When I was thinking how I should continue working inside the advertising company, the 2011 Tohoku earthquake happened. I had this strong feeling to work directly with my own hands while treasuring my time with my family, so I decided to change jobs.

What experiences at the advertising company came in handy in this job?
As I was involved in advertising planning and design, I often receive requests for corporate advertising, web, and character design work. The most important thing in advertising design is to communicate a message. So, you have to make a drawing that doesn't interfere with it. It's not just taking a simple request about a required picture but thinking about what kind of illustration the ad needs and discussing it with both the designer and client.

So, your strong point is your ability to get close to your clients and make the illustration with them. Did you use Copic markers from the start of your illustrator career?
I used various art mediums until now, but I choose Copic because I was used to them. At the start of my career, I took on acrylic illustration offers, but I use Copic products the most for my artwork. You cannot simply correct your illustration like digital artwork. However, Copic products are the most comfortable tool to use for me. I thought that Copic products could also bring out originality because the mainstream tools of choice for illustrators are watercolors and acrylics.

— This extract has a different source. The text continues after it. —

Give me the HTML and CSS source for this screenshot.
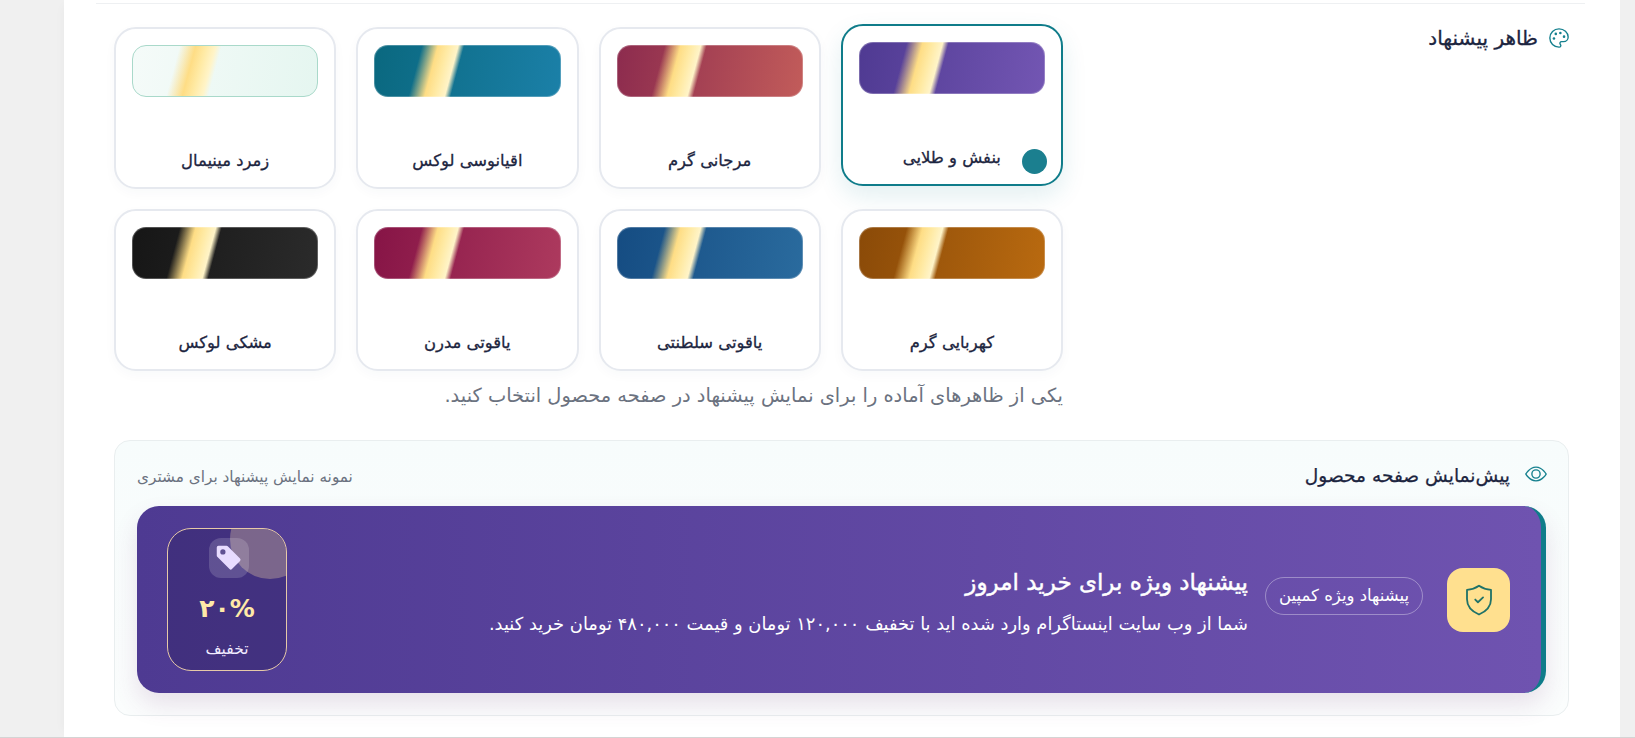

You said you were used to Copic products. When did you use Copic products for the first time?
When I was in my 3rd year in middle school, I used my older sister’s Copic (classic) marker to draw for a project in art class. I thought it was nice that you only had to open the caps to start since I find color mixing annoying. I remember the frustration I felt when I couldn’t color the sky or large sections evenly, no matter what I did to correct them. In the end, I was able to get my desired result by layering the colors (laugh) excessively.

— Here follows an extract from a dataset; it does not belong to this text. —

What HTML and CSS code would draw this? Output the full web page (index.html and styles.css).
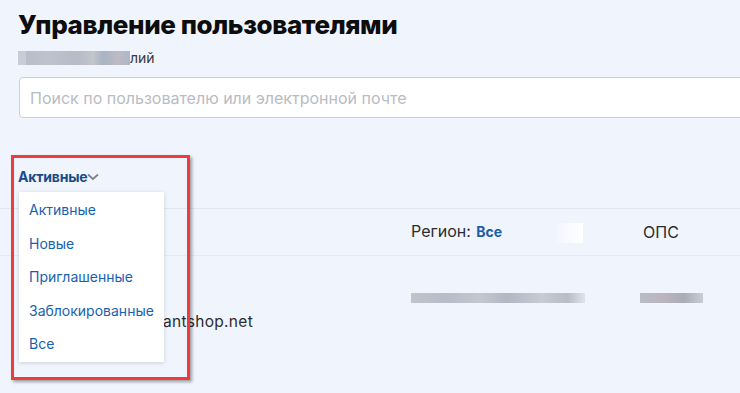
FILE: index.html
```html
<!DOCTYPE html>
<html lang="ru">

<head>
    <meta charset="UTF-8">
    <meta name="viewport" content="width=device-width, initial-scale=1.0">
    <title>Управление пользователями</title>
    <link rel="stylesheet" href="styles.css">
</head>

<body>
    <div class="page">
        <h1 class="title">Управление пользователями</h1>
        <p class="subtitle"><span class="blur blur-sub"></span>лий</p>

        <div class="search">
            <input type="text" placeholder="Поиск по пользователю или электронной почте">
        </div>

        <div class="filter">
            <span class="filter-label">Активные</span>
            <svg class="chevron" width="12" height="8" viewBox="0 0 12 8">
                <path d="M1 1.5 L6 6 L11 1.5" fill="none" stroke="#7d838e" stroke-width="1.7" />
            </svg>
        </div>

        <div class="table">
            <div class="row head">
                <div class="cell"></div>
                <div class="cell region">Регион: <b>Все</b><span class="blur blur-white"></span></div>
                <div class="cell">ОПС</div>
            </div>
            <div class="row body">
                <div class="cell email">ivanov.p@giantshop.net</div>
                <div class="cell"><span class="blur blur-addr"></span></div>
                <div class="cell"><span class="blur blur-ops"></span></div>
            </div>
        </div>

        <!-- dropdown opened from filter -->
        <ul class="dropdown">
            <li>Активные</li>
            <li>Новые</li>
            <li>Приглашенные</li>
            <li>Заблокированные</li>
            <li>Все</li>
        </ul>

        <!-- annotation frame -->
        <div class="mark"></div>
    </div>
</body>

</html>
```

FILE: styles.css
```css
* {
    padding: 0;
    margin: 0;
    box-sizing: border-box;
    font-family: "Inter", "Noto Sans", sans-serif;
}

body {
    background-color: #eff4fd;
    overflow: hidden;
    width: 740px;
    height: 393px;
}

.page {
    position: relative;
    padding: 9px 0 0 18px;
    height: 393px;
}

.title {
    font-size: 26px;
    font-weight: 800;
    color: #0d0d0d;
    letter-spacing: -0.4px;
    line-height: 32px;
}

.subtitle {
    margin-top: 8px;
    font-size: 14px;
    color: #3a3a3a;
    line-height: 18px;
    display: flex;
    align-items: center;
}

.blur {
    display: inline-block;
}

.blur-sub {
    width: 112px;
    height: 14px;
    background: linear-gradient(to right, #c9ccd6 0, #c9ccd6 8px, #b9bdc9 8px, #bfc2cc 30px, #b6bbc8 60px, #c4c5cd 75px, #a9b3c3 85px, #bdbbc4 100px, #aeb6c8 112px);
}

.search {
    margin-top: 10px;
    margin-left: 1px;
}

.search input {
    width: 760px;
    height: 41px;
    border: 1px solid #cfcfcf;
    border-radius: 4px;
    background-color: #ffffff;
    padding: 0 10px;
    font-size: 16px;
    font-family: "Inter", sans-serif;
    color: #333;
    outline: none;
}

.search input::placeholder {
    color: #b9bcc2;
}

.filter {
    margin-top: 49px;
    display: flex;
    align-items: center;
    height: 18px;
}

.filter-label {
    font-size: 14px;
    font-weight: 700;
    color: #1b4a86;
    letter-spacing: -0.2px;
}

.chevron {
    margin-top: 1px;
}

.table {
    margin-top: 23px;
    margin-left: -18px;
}

.row {
    display: grid;
    grid-template-columns: 411px 232px 1fr;
}

.row.head {
    height: 48px;
    border-top: 1px solid #e0e5ef;
    border-bottom: 1px solid #e6e9ef;
    align-items: center;
    font-size: 16px;
    color: #2c2c2c;
}

.region b {
    color: #1a5fa8;
    font-size: 14px;
    margin-left: 1px;
}

.blur-white {
    width: 26px;
    height: 20px;
    margin-left: 55px;
    vertical-align: middle;
    background: linear-gradient(to right, #f3f6fd, #ffffff);
}

.row.body {
    height: 100px;
    padding-top: 31px;
}

.email {
    padding-top: 25px;
    font-size: 15.5px;
    letter-spacing: 0.3px;
    color: #2c2c2c;
    text-align: right;
    padding-right: 158px;
}

.blur-addr {
    width: 174px;
    height: 10px;
    background: linear-gradient(to right, #c2c3cb 0, #b6bcc8 20%, #c3c7d1 40%, #b2b7c3 55%, #c8cad4 75%, #b9bdc7 90%, #dfe3ec 100%);
}

.blur-ops {
    width: 63px;
    height: 10px;
    margin-left: -3px;
    background: linear-gradient(to right, #b9bcc6, #bab4bd 40%, #a9adb8 70%, #c9cdd8);
}

.dropdown {
    position: absolute;
    left: 19px;
    top: 192px;
    width: 145px;
    list-style: none;
    background-color: #ffffff;
    box-shadow: 0 1px 4px rgba(0, 0, 0, 0.15);
    padding: 1px 0 1px;
}

.dropdown li {
    font-size: 14px;
    color: #1762b0;
    padding: 0 10px;
    line-height: 33.5px;
}

.mark {
    position: absolute;
    left: 11px;
    top: 155px;
    width: 179px;
    height: 225px;
    border: 3px solid #f23a3a;
    box-shadow: 2px 2px 3px rgba(0, 0, 0, 0.35);
}
```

Everyone usually gets surprised by the Copic marker bleeding at first. Did you learn to use Copic markers by yourself?
At first, my goal was to color evenly with Copic markers. I made quick vertical strokes to create an even line to practice coloring. However, I noticed that it was difficult to paint large areas without streaking. I tried to soften the bleeding while giving a personal touch to my illustrations, so I started layering dots on the colored zones. Still, looking at other people's artworks, I realized you could bring out your style by using color streaking and bleeding. That's why I'm not focusing that much on even coloring now. I'm still working on my coloring technique to this day.

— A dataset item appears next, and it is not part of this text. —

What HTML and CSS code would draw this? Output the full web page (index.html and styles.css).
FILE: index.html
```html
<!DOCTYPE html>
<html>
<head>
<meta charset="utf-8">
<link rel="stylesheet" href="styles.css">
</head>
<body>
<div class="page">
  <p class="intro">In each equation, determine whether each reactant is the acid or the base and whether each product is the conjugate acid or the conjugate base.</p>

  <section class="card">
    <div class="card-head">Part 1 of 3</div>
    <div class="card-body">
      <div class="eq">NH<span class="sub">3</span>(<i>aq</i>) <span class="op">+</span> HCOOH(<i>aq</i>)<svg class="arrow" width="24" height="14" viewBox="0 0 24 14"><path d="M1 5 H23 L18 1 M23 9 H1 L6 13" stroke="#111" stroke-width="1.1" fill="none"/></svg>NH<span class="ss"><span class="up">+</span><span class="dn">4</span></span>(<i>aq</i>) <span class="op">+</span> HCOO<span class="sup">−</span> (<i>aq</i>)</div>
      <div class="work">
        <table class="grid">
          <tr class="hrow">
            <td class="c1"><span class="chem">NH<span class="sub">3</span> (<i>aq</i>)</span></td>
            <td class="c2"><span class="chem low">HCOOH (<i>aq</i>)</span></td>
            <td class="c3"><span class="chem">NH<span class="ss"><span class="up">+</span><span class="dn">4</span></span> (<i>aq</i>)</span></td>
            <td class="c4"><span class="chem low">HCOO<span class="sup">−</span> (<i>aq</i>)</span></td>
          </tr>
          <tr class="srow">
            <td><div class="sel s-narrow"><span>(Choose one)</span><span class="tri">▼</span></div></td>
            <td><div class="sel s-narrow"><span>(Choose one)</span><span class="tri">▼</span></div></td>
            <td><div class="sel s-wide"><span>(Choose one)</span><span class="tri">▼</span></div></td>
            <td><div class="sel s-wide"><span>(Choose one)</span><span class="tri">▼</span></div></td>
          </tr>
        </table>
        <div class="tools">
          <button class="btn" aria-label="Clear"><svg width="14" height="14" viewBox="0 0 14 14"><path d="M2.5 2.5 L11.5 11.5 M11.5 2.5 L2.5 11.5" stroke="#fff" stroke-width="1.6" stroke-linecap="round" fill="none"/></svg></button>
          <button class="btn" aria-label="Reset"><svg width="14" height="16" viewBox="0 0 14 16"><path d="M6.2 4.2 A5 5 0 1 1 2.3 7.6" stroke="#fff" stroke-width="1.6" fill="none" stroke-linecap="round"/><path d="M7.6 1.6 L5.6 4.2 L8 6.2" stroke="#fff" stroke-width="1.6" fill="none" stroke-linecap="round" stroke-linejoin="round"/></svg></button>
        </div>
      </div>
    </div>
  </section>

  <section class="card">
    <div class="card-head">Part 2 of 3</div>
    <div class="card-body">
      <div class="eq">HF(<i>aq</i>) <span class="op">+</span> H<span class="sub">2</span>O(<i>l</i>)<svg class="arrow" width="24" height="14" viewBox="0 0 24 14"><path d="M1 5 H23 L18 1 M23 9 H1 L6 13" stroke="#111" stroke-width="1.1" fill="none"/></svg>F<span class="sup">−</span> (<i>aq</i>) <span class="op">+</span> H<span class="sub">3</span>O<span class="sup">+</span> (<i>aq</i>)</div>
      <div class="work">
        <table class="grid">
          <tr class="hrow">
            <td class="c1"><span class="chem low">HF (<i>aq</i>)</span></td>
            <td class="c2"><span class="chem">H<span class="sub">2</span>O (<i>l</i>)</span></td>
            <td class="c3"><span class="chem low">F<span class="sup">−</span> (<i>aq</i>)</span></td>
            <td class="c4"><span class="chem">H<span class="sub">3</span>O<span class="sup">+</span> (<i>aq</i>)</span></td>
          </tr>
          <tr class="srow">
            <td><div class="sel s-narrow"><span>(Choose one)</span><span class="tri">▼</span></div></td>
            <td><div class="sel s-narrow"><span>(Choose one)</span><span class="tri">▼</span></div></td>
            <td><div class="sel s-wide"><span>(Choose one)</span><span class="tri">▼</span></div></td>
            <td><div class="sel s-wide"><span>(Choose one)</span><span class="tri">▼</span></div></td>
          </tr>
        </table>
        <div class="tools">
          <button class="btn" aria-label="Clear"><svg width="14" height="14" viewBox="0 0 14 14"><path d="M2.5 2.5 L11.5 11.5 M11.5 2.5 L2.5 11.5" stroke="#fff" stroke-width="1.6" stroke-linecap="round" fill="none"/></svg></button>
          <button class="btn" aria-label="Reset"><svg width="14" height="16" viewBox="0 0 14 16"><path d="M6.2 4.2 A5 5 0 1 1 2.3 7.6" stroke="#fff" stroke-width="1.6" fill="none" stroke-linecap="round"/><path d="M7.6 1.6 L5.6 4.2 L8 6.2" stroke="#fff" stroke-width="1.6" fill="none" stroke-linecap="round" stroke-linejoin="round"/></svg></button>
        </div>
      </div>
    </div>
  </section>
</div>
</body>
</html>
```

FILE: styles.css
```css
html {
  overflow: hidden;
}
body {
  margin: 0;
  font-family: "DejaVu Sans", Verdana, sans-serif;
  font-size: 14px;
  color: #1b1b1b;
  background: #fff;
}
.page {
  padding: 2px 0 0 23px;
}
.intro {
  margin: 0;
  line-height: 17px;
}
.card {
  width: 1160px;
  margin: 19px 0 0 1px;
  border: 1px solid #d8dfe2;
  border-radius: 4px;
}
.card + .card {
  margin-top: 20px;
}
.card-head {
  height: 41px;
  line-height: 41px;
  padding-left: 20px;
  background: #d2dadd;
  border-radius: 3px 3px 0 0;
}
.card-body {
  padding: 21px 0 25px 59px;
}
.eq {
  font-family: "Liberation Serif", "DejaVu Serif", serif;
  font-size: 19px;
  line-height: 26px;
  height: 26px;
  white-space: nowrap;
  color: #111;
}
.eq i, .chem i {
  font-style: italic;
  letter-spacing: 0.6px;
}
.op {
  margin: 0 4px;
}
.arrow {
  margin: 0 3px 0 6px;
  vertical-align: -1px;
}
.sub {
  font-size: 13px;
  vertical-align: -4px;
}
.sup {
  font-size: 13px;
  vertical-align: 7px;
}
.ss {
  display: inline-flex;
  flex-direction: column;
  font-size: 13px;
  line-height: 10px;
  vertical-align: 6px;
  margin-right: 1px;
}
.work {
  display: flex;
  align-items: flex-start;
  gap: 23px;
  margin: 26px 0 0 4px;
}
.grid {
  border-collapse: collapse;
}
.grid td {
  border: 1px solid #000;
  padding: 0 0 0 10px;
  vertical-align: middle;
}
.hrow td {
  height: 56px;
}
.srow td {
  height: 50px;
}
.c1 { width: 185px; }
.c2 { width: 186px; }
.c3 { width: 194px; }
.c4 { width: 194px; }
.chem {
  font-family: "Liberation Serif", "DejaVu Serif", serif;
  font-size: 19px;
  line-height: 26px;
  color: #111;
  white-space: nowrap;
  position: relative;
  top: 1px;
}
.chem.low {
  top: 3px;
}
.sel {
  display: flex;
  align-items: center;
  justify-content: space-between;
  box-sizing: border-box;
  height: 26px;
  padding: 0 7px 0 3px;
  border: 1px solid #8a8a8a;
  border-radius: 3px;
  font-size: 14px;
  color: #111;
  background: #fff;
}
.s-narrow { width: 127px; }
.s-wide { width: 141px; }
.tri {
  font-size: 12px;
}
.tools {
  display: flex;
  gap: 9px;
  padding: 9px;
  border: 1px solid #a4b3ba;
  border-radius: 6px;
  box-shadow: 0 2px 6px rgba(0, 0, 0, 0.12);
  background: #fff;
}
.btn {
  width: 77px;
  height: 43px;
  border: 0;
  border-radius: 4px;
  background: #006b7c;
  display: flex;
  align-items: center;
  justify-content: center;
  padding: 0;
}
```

Do you have special rules when using Copic markers?
To avoid the tones changing when the Copic marker starts to run out of ink, I always refill my Copic markers with Copic Ink. Since it's easier to color the details with an almost empty Copic marker, I store 2 Copic markers for each color, one full and one almost empty. Besides that, I focus on the difference between "nicely done" bleeding and "accidental" bleeding.

You almost have all the Copic colors; what are your favorites?
I like to alternate the G and YG colors such as G07,YG17 because they are easy to apply gradients. I also like smoky blues such as B12, B24, B95.

Do you make a color scheme or a plan before working on an artwork?
Yes, I do. If I try to color on an artwork on a whim, I will get lost about the shades or make more errors to fix, which takes up time. That's why I roughly draw the sketch with flat colors on a computer at first and then color the illustration using the first sketch as a guide.

What kind of digital adjustments do you make to your illustrations?
The color textures come out when you scan an illustration made with Copic, so I always adjust the artwork using Photoshop. I use it to tone down textures more than changing the coloring. The colors look different on a computer monitor, so I choose the colors while imaging with the printed out drawing.

The freedom you have with analog coloring vastly increases using digital tools. Do you oppose correcting the original artworks with these tools?
I minded it at first but one day, I had the chance to ask a famous artist about this topic. When I went to his exhibition, I noticed there was a big difference between the original drawing and the final piece. I asked: “there is a great difference between the original and the final piece; why did you correct it so much?” The response I got was: “I constantly change things according to the work details”. With this reply, my doubts about the matter were cleared.  

You have to draw different motifs based on a project, but what do you like drawing the most?
I love to draw very detailed drawings such as miniatures. I differentiate the use of them depending on the project. They are different techniques, so I always keep in mind how to express them as best as possible.

Thank you so much for making such a beautiful illustration for the Copic Brand Store.
I was asked to create an illustration for a promotion video, so I aimed to create a picture with various places to show off so anyone could enjoy it from any point of view. I made this illustration while thinking about what timing this part of the drawing would be interesting in the video. 

We got the chance to see you drawing, and we were surprised at how small the artwork was. You can’t correct analog drawings easily, is there a way to color without going out of borders?
To focus while coloring to avoid making mistakes. However, there are cases where you either miss, don’t like the colors or the drawing. In the case of a work project, the artwork quality has the highest priority, so I often remake parts and paste it on a PC. I believe I have to submit artworks with the highest quality possible. I redraw parts of the drawing as much as possible.

It’s good to hear that there are ways to fix your misses with Copic markers. Do you have any advice for the people that find Copic markers hard to use but want to try out?
People have asked me before how to color evenly; It's pretty hard to color a wide area of a drawing. However, at the same time, streaking is one of the strongest points of Copic markers. It's different from the watercolor water blurs. I recommend people to try out Copic, with the understanding that you can express yourself with the marker's streaking and bleeding.